Un jour, vers le 20 octobre, trois camarades - s'il est possible de les appeler encore ainsi - qui s'étaient déjà signalés par leurs réflexions très vichystes et même antisémites, attendirent Cerf à la sortie, rue du Lycée. Sans préambule, ils se précipitèrent sur lui et le frappèrent violemment, particulièrement à la face. J'essayai vainement de m'interposer mais je fus ceinturé par l'un d'eux. "Guillin, Occupe-toi de tes affaires!"
Cerf s'enfuit dès qu'il le put. Nos trois individus, je me souviens parfaitement d'eux, mais je ne les nommerai que par l'initiale de leur nom: H., K., et V., très fiers de leur exploit, partirent en riant et en se félicitant d'avoir "cassé la gueule d'un sale Juif", d'avoir réussi à lui faire un "cocard". Ils se réjouissaient déjà de voir Cerf arborer le lendemain le pourtour noir d'un de ses yeux, à la suite du coup lâchement porté. (Ils en furent d'ailleurs pour leurs frais, car la mère de Cerf sut employer une bonne méthode pour faire résorber l'hématome.)
J'éprouvai en moi une énorme colère, comme je ne me souvins pas en avoir ressentie auparavant. Je me rendis au niveau du trio et les insultai copieusement, ce qui n'était pas du tout mon habitude.
Cet incident me bouleversa. Comment trois camarades de ma classe, avaient-ils pu attaquer sans motif, sinon pour son appartenance à une race, un garçon sans défense? Je compris rapidement l'impact grave et manifeste de la propagande de Vichy sur certaines mentalités, et la responsabilité coupable et tragique de ce gouvernement, sans toutefois vouloir disculper pour autant H, K et V.
Cette histoire, qui me scandalisa, se produisit quelques jours avant Montoire. Ces événements raffermirent encore ma décision de "résister" et de mettre Vichy ou tout au moins Pétain et son gouvernement dans le même sac que les Nazis.
La Résistance commença, au lycée Lalande, par la Propagande.
L'atmosphère du Lycée Lalande devint lourde. Si le proviseur, dont je n'évoquerai pas ici le surnom, ne manquait jamais l'occasion de glorifier le maréchal auprès de chaque classe, pour lui, ceux qui étaient soupçonnés d'être gaullistes ne pouvaient être que de "mauvais élèves". En ce qui concernait ma classe de
math-élem, il connaissait très bien les opinions "politiques" de chacun, par le professeur principal, monsieur R., qui, lui-même, était fort bien informé par son fils. Celui-ci eut vent fatalement de la propagande que je faisais.

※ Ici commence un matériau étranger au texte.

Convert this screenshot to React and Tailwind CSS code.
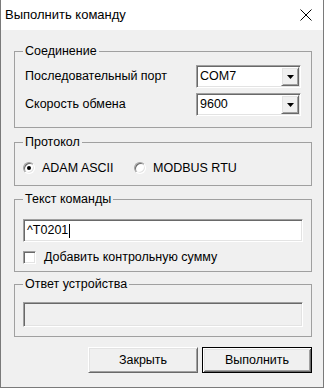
import { useState } from "react";

const sunken =
  "border border-t-[#a0a0a0] border-l-[#a0a0a0] border-r-white border-b-white shadow-[inset_1px_1px_0_#696969,inset_-1px_-1px_0_#e3e3e3]";

const raised =
  "border border-t-white border-l-white border-r-[#696969] border-b-[#696969] shadow-[inset_1px_1px_0_#e3e3e3,inset_-1px_-1px_0_#a0a0a0]";

const raisedDefault =
  "border border-black shadow-[inset_1px_1px_0_#ffffff,inset_-1px_-1px_0_#696969,inset_2px_2px_0_#e3e3e3,inset_-2px_-2px_0_#a0a0a0]";

function Group({ title, className, children }) {
  return (
    <fieldset className={`w-[298px] border border-[#a0a0a0] px-[8px] ${className}`}>
      <legend className="px-[2px] leading-[15px]">{title}</legend>
      {children}
    </fieldset>
  );
}

function Combo({ value }) {
  return (
    <div className={`flex h-[23px] w-[105px] bg-white p-[1px] ${sunken}`}>
      <div className="flex flex-1 items-center pl-[2px]">{value}</div>
      <div className={`flex w-[18px] items-center justify-center bg-[#f0f0f0] ${raised}`}>
        <svg width="7" height="4" viewBox="0 0 7 4">
          <polygon points="0,0 7,0 3.5,4" fill="#000" />
        </svg>
      </div>
    </div>
  );
}

function Radio({ checked, label, className }) {
  return (
    <div className={`flex items-center ${className}`}>
      <div className="flex h-[12px] w-[12px] items-center justify-center rounded-full border border-t-[#a0a0a0] border-l-[#a0a0a0] border-r-white border-b-white bg-white shadow-[inset_1px_1px_0_#696969,inset_-1px_-1px_0_#e3e3e3]">
        {checked && <div className="h-[4px] w-[4px] rounded-full bg-black" />}
      </div>
      <span className="ml-[7px]">{label}</span>
    </div>
  );
}

export default function App() {
  const [protocol, setProtocol] = useState("adam");

  return (
    <div className="h-[388px] w-[325px] bg-white font-['Liberation_Sans',Arial,sans-serif] text-[12.5px] text-black">
      <div className="flex h-[388px] w-[324px] flex-col border-x border-b border-[#7a7a7a]">
        {/* Title bar */}
        <div className="flex h-[30px] items-center justify-between bg-white pl-[4px] pr-[11px]">
          <span className="text-[13px]">Выполнить команду</span>
          <svg width="12" height="12" viewBox="0 0 12 12">
            <path d="M0.5 0.5 L11.5 11.5 M11.5 0.5 L0.5 11.5" stroke="#000" strokeWidth="1" />
          </svg>
        </div>

        {/* Body */}
        <div className="flex flex-1 flex-col bg-[#f0f0f0] pl-[13px] pt-[14px]">
          <Group title="Соединение" className="pb-[11px]">
            <div className="flex flex-col gap-[5px] pt-[6px]">
              <div className="flex items-center">
                <span className="w-[173px] pl-[2px]">Последовательный порт</span>
                <Combo value="COM7" />
              </div>
              <div className="flex items-center">
                <span className="w-[173px] pl-[2px]">Скорость обмена</span>
                <Combo value="9600" />
              </div>
            </div>
          </Group>

          <Group title="Протокол" className="mt-[7px] pb-[7px]">
            <div className="mt-[8px] flex h-[20px] items-center">
              <div className="w-[111px] cursor-default" onClick={() => setProtocol("adam")}>
                <Radio checked={protocol === "adam"} label="ADAM ASCII" />
              </div>
              <div className="cursor-default" onClick={() => setProtocol("modbus")}>
                <Radio checked={protocol === "modbus"} label="MODBUS RTU" />
              </div>
            </div>
          </Group>

          <Group title="Текст команды" className="mt-[6px] pb-[6px]">
            <div className={`mt-[12px] flex h-[23px] items-center bg-white pl-[3px] ${sunken}`}>
              <span>^T0201</span>
              <span className="ml-[1px] h-[14px] w-[1px] bg-black" />
            </div>
            <div className="mt-[7px] flex h-[16px] items-center">
              <div className={`h-[13px] w-[13px] bg-white ${sunken}`} />
              <span className="ml-[8px]">Добавить контрольную сумму</span>
            </div>
          </Group>

          <Group title="Ответ устройства" className="mt-[5px] pb-[9px]">
            <div className={`mt-[10px] h-[25px] bg-[#f0f0f0] ${sunken}`} />
          </Group>

          <div className="mt-[10px] flex w-[298px] justify-end gap-[4px]">
            <button className={`h-[26px] w-[110px] bg-[#f0f0f0] ${raised}`}>Закрыть</button>
            <button className={`h-[26px] w-[110px] bg-[#f0f0f0] ${raisedDefault}`}>Выполнить</button>
          </div>
        </div>
      </div>
    </div>
  );
}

De plus, au moins quatre garçons de ma classe étaient farouchement pétainistes, et constituaient un danger réel. Certains de mes camarades et moi-même étions peu méfiants, et les conversations, certes "tendancieuses", que nous eûmes au cours des récréations, ne furent pas perdues par quelques oreilles adverses et furent rapidement rapportées à qui de droit.

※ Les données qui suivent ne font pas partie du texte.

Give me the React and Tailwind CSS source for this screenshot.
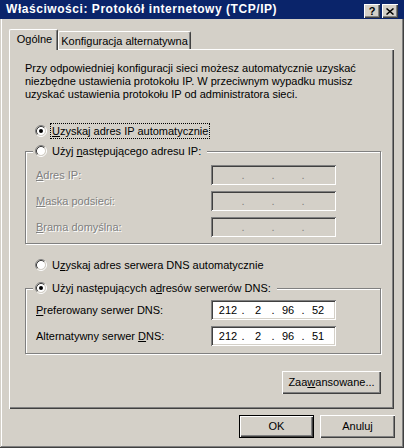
import React from 'react';

const raised = 'shadow-[inset_1px_1px_#ffffff,inset_-1px_-1px_#404040,inset_-2px_-2px_#808080]';
const sunken = 'shadow-[inset_1px_1px_#808080,inset_-1px_-1px_#ffffff,inset_2px_2px_#404040,inset_-2px_-2px_#d4d0c8]';
const disabledText = 'text-[#808080] [text-shadow:1px_1px_0_#ffffff]';

const Radio = ({ checked }) => (
  <svg width="12" height="12" viewBox="0 0 12 12" className="shrink-0">
    <circle cx="6" cy="6" r="4" fill="#ffffff" />
    <path d="M2.11 9.89A5.5 5.5 0 0 1 9.89 2.11" stroke="#808080" fill="none" />
    <path d="M9.89 2.11A5.5 5.5 0 0 1 2.11 9.89" stroke="#ffffff" fill="none" />
    <path d="M2.82 9.18A4.5 4.5 0 0 1 9.18 2.82" stroke="#404040" fill="none" />
    <path d="M9.18 2.82A4.5 4.5 0 0 1 2.82 9.18" stroke="#d4d0c8" fill="none" />
    {checked && <circle cx="6" cy="6" r="2" fill="#000000" />}
  </svg>
);

const IpField = ({ values, disabled }) => (
  <div className={`w-[125px] h-[20px] flex items-center pl-[4px] ${disabled ? 'bg-[#d4d0c8]' : 'bg-white'} ${sunken}`}>
    {[0, 1, 2, 3].map((i) => (
      <React.Fragment key={i}>
        <span className="w-[26px] text-center">{values ? values[i] : ''}</span>
        {i < 3 && (
          <span className={`w-[4px] text-center ${disabled ? 'text-[#808080]' : 'text-black'}`}>.</span>
        )}
      </React.Fragment>
    ))}
  </div>
);

const FieldRow = ({ label, values, disabled }) => (
  <div className="flex items-center h-[20px]">
    <span className={`w-[175px] ${disabled ? disabledText : ''}`}>{label}</span>
    <IpField values={values} disabled={disabled} />
  </div>
);

const Button = ({ children, def, className = '' }) => (
  <div
    className={`h-[23px] flex items-center justify-center ${
      def ? 'border border-black shadow-[inset_1px_1px_#ffffff,inset_-1px_-1px_#404040,inset_-2px_-2px_#808080]' : raised
    } ${className}`}
  >
    {children}
  </div>
);

const groupBox = 'border border-[#808080] shadow-[inset_1px_1px_#ffffff,1px_1px_#ffffff] w-[356px] min-w-0 pl-[10px]';

export default function App() {
  return (
    <div className="w-[404px] h-[448px] bg-[#d4d0c8] flex flex-col text-[11px] leading-[13px] text-black font-['Liberation_Sans',Arial,sans-serif] shadow-[inset_-1px_-1px_#404040,inset_1px_1px_#d4d0c8,inset_-2px_-2px_#808080,inset_2px_2px_#ffffff] overflow-hidden select-none">
      {/* title bar */}
      <div className="h-[19px] shrink-0 bg-[#0a246a] flex items-start pl-[6px] pr-[6px]">
        <span className="flex-1 text-white font-bold text-[12px] tracking-[0.55px] leading-[19px] whitespace-nowrap">
          Właściwości: Protokół internetowy (TCP/IP)
        </span>
        <div className={`mt-[4px] w-[16px] h-[14px] bg-[#d4d0c8] flex items-center justify-center font-bold text-[11px] leading-none ${raised}`}>
          ?
        </div>
        <div className={`mt-[4px] ml-[2px] w-[16px] h-[14px] bg-[#d4d0c8] flex items-center justify-center ${raised}`}>
          <svg width="8" height="7" viewBox="0 0 8 7">
            <path d="M0.5 0.5L7.5 6.5M7.5 0.5L0.5 6.5" stroke="#000" strokeWidth="1.5" />
          </svg>
        </div>
      </div>

      {/* tabs */}
      <div className="mt-[10px] h-[20px] pl-[9px] flex items-end shrink-0">
        <div className="relative z-10 -mb-px w-[49px] h-[21px] bg-[#d4d0c8] border-l border-t border-white border-r border-r-[#404040] shadow-[inset_-1px_0_#808080] rounded-tl-[2px] rounded-tr-[2px] flex justify-center pt-[3px] pl-[2px]">
          Ogólne
        </div>
        <div className="w-[133px] h-[18px] border-l border-t border-white border-r border-r-[#404040] shadow-[inset_-1px_0_#808080] rounded-tl-[2px] rounded-tr-[2px] flex justify-center pt-[3px]">
          Konfiguracja alternatywna
        </div>
      </div>

      {/* panel */}
      <div className="ml-[9px] w-[385px] h-[360px] shrink-0 flex flex-col pl-[16px] shadow-[inset_1px_1px_#ffffff,inset_-1px_-1px_#404040,inset_-2px_-2px_#808080]">
        <p className="mt-[13px]">
          Przy odpowiedniej konfiguracji sieci możesz automatycznie uzyskać
          <br />
          niezbędne ustawienia protokołu IP. W przeciwnym wypadku musisz
          <br />
          uzyskać ustawienia protokołu IP od administratora sieci.
        </p>

        <div className="mt-[23px] h-[14px] flex items-center pl-[10px]">
          <Radio checked />
          <span className="ml-[4px] pl-[1px] pr-[1px] leading-[14px] outline-1 outline-dotted outline-black">
            <u>U</u>zyskaj adres IP automatycznie
          </span>
        </div>

        <fieldset className={`mt-[6px] pt-[7px] pb-[6px] ${groupBox}`}>
          <legend className="-ml-[3px] pl-[2px] pr-[6px] bg-[#d4d0c8]">
            <div className="flex items-center h-[14px]">
              <Radio />
              <span className="ml-[5px]">
                Użyj <u>n</u>astępującego adresu IP:
              </span>
            </div>
          </legend>
          <div className="flex flex-col gap-[6px]">
            <FieldRow disabled label={<><u>A</u>dres IP:</>} />
            <FieldRow disabled label={<><u>M</u>aska podsieci:</>} />
            <FieldRow disabled label={<><u>B</u>rama domyślna:</>} />
          </div>
        </fieldset>

        <div className="mt-[14px] h-[14px] flex items-center pl-[10px]">
          <Radio />
          <span className="ml-[5px]">
            U<u>z</u>yskaj adres serwera DNS automatycznie
          </span>
        </div>

        <fieldset className={`mt-[9px] pt-[5px] pb-[7px] ${groupBox}`}>
          <legend className="-ml-[3px] pl-[2px] pr-[6px] bg-[#d4d0c8]">
            <div className="flex items-center h-[14px]">
              <Radio checked />
              <span className="ml-[5px]">
                Użyj następujących a<u>d</u>resów serwerów DNS:
              </span>
            </div>
          </legend>
          <div className="flex flex-col gap-[6px]">
            <FieldRow label={<><u>P</u>referowany serwer DNS:</>} values={['212', '2', '96', '52']} />
            <FieldRow label={<>Alternatywny serwer <u>D</u>NS:</>} values={['212', '2', '96', '51']} />
          </div>
        </fieldset>

        <div className="mt-[17px] w-[356px] flex justify-end">
          <Button className="w-[99px]">
            Zaa<u>w</u>ansowane...
          </Button>
        </div>
      </div>

      {/* dialog buttons */}
      <div className="mt-[6px] flex justify-end gap-[6px] pr-[9px]">
        <Button def className="w-[75px]">OK</Button>
        <Button className="w-[75px]">Anuluj</Button>
      </div>
    </div>
  );
}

Dès le début du deuxième trimestre, j'en subis les conséquences. Tous mes devoirs de math reçurent invariablement la note 7/20. Certains d'entre eux n'avaient aucune annotation.
Arriva alors l'histoire, absolument véridique, de la visite que fit à ma mère la femme du préfet. Elle vint l'informer gentiment et officieusement que son mari avait reçu du proviseur une liste des élèves "gaullistes" de Terminale du Lycée Lalande. Mon nom y figurait sinon en tête de liste, tout au moins en bonne place. Par la voix de sa femme, le préfet voulut ainsi informer ma mère qu'il ne voulait pas donner suite à cette affaire, mais la prévenir qu'il ne tolérerait plus de telles manifestations de mes opinions séditieuses au lycée.
Cet avertissement fut bénéfique pour moi. Cette affaire m'enseigna la prudence. J'en conclus que la propagande au lycée, en parlant à un groupe de camarades ou même par la bouche-à-oreille, relevait dès cette époque d'une témérité stérile, irréfléchie, qu'il fallait à tout prix éviter. Au lycée, j'étais catalogué comme gaulliste et je me rendis compte qu'en dehors du proviseur et de Mr R., j'étais peut-être jugé sévèrement par un ou deux professeurs.
Mais pas par tous. Je sus plus tard que monsieur Barry, professeur de physique et chimie, me défendit au moins lors d'un conseil des professeurs. Cette aide occulte, ignorée de moi à l’époque, me préserva sans doute d'autres ennuis.
Je quittai le Lycée Lalande en juin 1941, après mon deuxième bac.